Długo na to czekaliśmy. Wprawdzie rzeka, wybrana na tę okazję, mogłaby być „ambitniejsza”, ale już samo święto wystarczyło, żeby i tak było wspaniale. Jakie święto? Otóż po kilku latach przerwy w pływaniu z Agnieszką i Krzysiem, znowu udało się zorganizować wspólny weekend na wodzie. Osobno z nimi pływać się zdarzało (Luciąża z Agnieszką, Grabia lub szwedzkie wody z Krzysiem), ale razem we dwójkę dawno ich na spływie nie widzieliśmy. Wszystko to w dziesiątą rocznicę poznania ich na Rawce, którą i Oni i my z rozrzewnieniem wspominamy właściwie przy każdym spotkaniu.
Dodatkowo Krzysiek zabrał swoich nowych znajomych z pracy (nowych, bo my to już starzy po dziesięciu latach), których w kajaki jeszcze nie wsadzał. Było więc sporo uciechy i sporo emocji. Jeden z nowych znajomych, Jacek, chciał się pokazać na spływie z jak najlepszej strony i przygotował nam prawdziwą ucztę – kociołek z gulaszem węgierskim (prawdziwym!), który cały wieczór gotował na ognisku.
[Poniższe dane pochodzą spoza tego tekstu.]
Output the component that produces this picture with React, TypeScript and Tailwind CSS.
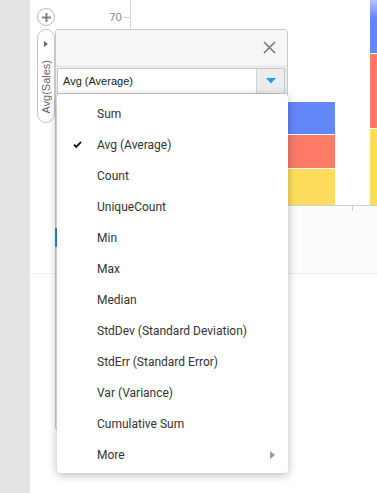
import React from "react";

const items = [
  "Sum",
  "Avg (Average)",
  "Count",
  "UniqueCount",
  "Min",
  "Max",
  "Median",
  "StdDev (Standard Deviation)",
  "StdErr (Standard Error)",
  "Var (Variance)",
  "Cumulative Sum",
  "More",
];

function Chart() {
  // svg x = page x - 60
  return (
    <svg width={317} height={273} className="block" xmlns="http://www.w3.org/2000/svg">
      <defs>
        <linearGradient id="bluefade" x1="0" y1="0" x2="0" y2="1">
          <stop offset="0" stopColor="#b3c4fb" />
          <stop offset="0.35" stopColor="#6387f9" />
          <stop offset="1" stopColor="#6387f9" />
        </linearGradient>
      </defs>
      <rect x={0} y={206} width={317} height={67} fill="#fcfcfd" />
      <text x={62} y={21} textAnchor="end" fontSize={11.5} fill="#888" fontFamily="'Liberation Sans', Arial, sans-serif">
        70
      </text>
      <line x1={64} y1={17.5} x2={70} y2={17.5} stroke="#d3d3db" strokeWidth={1} />
      <line x1={70.5} y1={0} x2={70.5} y2={206} stroke="#d8d8e0" strokeWidth={1} />
      {/* bar 1 */}
      <rect x={180} y={102} width={95} height={32} fill="#6387f9" />
      <rect x={180} y={135} width={95} height={33} fill="#fd7a67" />
      <rect x={180} y={169} width={95} height={36} fill="#ffdd5c" />
      {/* bar 2 */}
      <rect x={310} y={0} width={10} height={53} fill="url(#bluefade)" />
      <rect x={310} y={54} width={10} height={74} fill="#fd7a67" />
      <rect x={310} y={129} width={10} height={76} fill="#ffdd5c" />
      <line x1={70} y1={205.5} x2={317} y2={205.5} stroke="#d0d0da" strokeWidth={1} />
      <line x1={292.5} y1={205} x2={292.5} y2={211} stroke="#d0d0da" strokeWidth={1} />
    </svg>
  );
}

export default function App() {
  return (
    <div className="relative w-[377px] h-[493px] overflow-hidden flex bg-white font-['Liberation_Sans',Arial,sans-serif]">
      <div className="w-[30px] h-full bg-[#e4e4e4]" />
      <div className="flex-1 flex flex-col">
        <div className="h-[273px] flex">
          <div className="w-[30px] pl-[7px] flex flex-col items-start">
            <div className="mt-[8px] w-[18px] h-[18px] rounded-full border border-[#b8b8b8] flex items-center justify-center">
              <svg width="9" height="9" viewBox="0 0 9 9">
                <rect x="3.6" y="0" width="1.8" height="9" fill="#777" />
                <rect x="0" y="3.6" width="9" height="1.8" fill="#777" />
              </svg>
            </div>
            <div className="mt-[3px] w-[18px] h-[94px] rounded-full border border-[#c6c6c6] bg-white flex flex-col items-center">
              <svg className="mt-[11px]" width="4" height="6" viewBox="0 0 4 6">
                <path d="M0 0 L4 3 L0 6 Z" fill="#666" />
              </svg>
              <div className="mt-[13px] text-[11px] leading-[16px] text-[#666] [writing-mode:vertical-rl] rotate-180">
                Avg(Sales)
              </div>
            </div>
          </div>
          <Chart />
        </div>
        <div className="flex-1 border-t border-[#efeff4] bg-white" />
      </div>

      {/* dialog panel */}
      <div className="absolute left-[55px] top-[29px] w-[233px] h-[401px] border border-[#c9c9c9] rounded-[3px] bg-[#ebebeb] flex flex-col overflow-hidden">
        <div className="h-[35px] bg-[#f6f6f6] flex items-center justify-end pr-[11px]">
          <svg width="13" height="13" viewBox="0 0 13 13">
            <path d="M1 1 L12 12 M12 1 L1 12" stroke="#777" strokeWidth="1.6" />
          </svg>
        </div>
        <div className="flex-1 pt-[3px] pl-[1px] pr-[2px]">
          <div className="h-[26px] border border-[#c8c8c8] bg-white flex">
            <div className="flex-1 pl-[5px] flex items-center text-[11px] text-[#222]">Avg (Average)</div>
            <div className="w-[28px] border-l border-[#d2d2d2] bg-[#ececec] flex items-center justify-center">
              <svg width="10" height="6" viewBox="0 0 10 6">
                <path d="M0 0 L10 0 L5 5.5 Z" fill="#1f9cf0" />
              </svg>
            </div>
          </div>
        </div>
        <div className="h-[16px] border-t border-[#d8d8d8]" />
      </div>
      <div className="absolute left-[55px] top-[228px] w-[2px] h-[19px] bg-[#2a8ad4]" />

      {/* dropdown menu */}
      <div className="absolute left-[57px] top-[94px] w-[231px] h-[379px] bg-white rounded-[4px] shadow-[0_2px_10px_rgba(0,0,0,0.28)] pt-[4px] font-['Roboto',sans-serif] text-[12px] text-[#333]">
        {items.map((it) => (
          <div key={it} className="h-[31px] flex items-center pr-[13px]">
            <div className="w-[40px] flex items-center justify-center">
              {it === "Avg (Average)" && (
                <svg width="9" height="8" viewBox="0 0 9 8">
                  <path d="M0.3 4.2 L1.8 2.9 L3.3 4.6 L7.5 0.3 L8.6 1.4 L3.3 7.2 Z" fill="#111" />
                </svg>
              )}
            </div>
            <div className="flex-1">{it}</div>
            {it === "More" && (
              <svg width="5" height="8" viewBox="0 0 5 8">
                <path d="M0 0 L5 4 L0 8 Z" fill="#999" />
              </svg>
            )}
          </div>
        ))}
      </div>
    </div>
  );
}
Przepyszne!
Leniwie, podczas dwóch dni spływu Pilicą, pokonaliśmy ambitnie 33 kilometry rzeki z biwakiem i gotowaniem na ognisku, pluskając się w międzyczasie w Inowłodzu z wykorzystaniem deski SUP i kajaka sit-on-top z Przystani Tomaszów. Panie Heniu, serdecznie dziękujemy!
Mogłyby się częściej odbywać takie spotkania, brakuje nam codziennego kajakowego towarzystwa Agi i Krzysia – samo spotykanie się „przelotem” w pracy z jednym, bądź drugim już nam nie wystarcza. Mamy nadzieję, że ten spływ to zapowiedź lepszych kajakowych czasów dla naszej czwórki razem.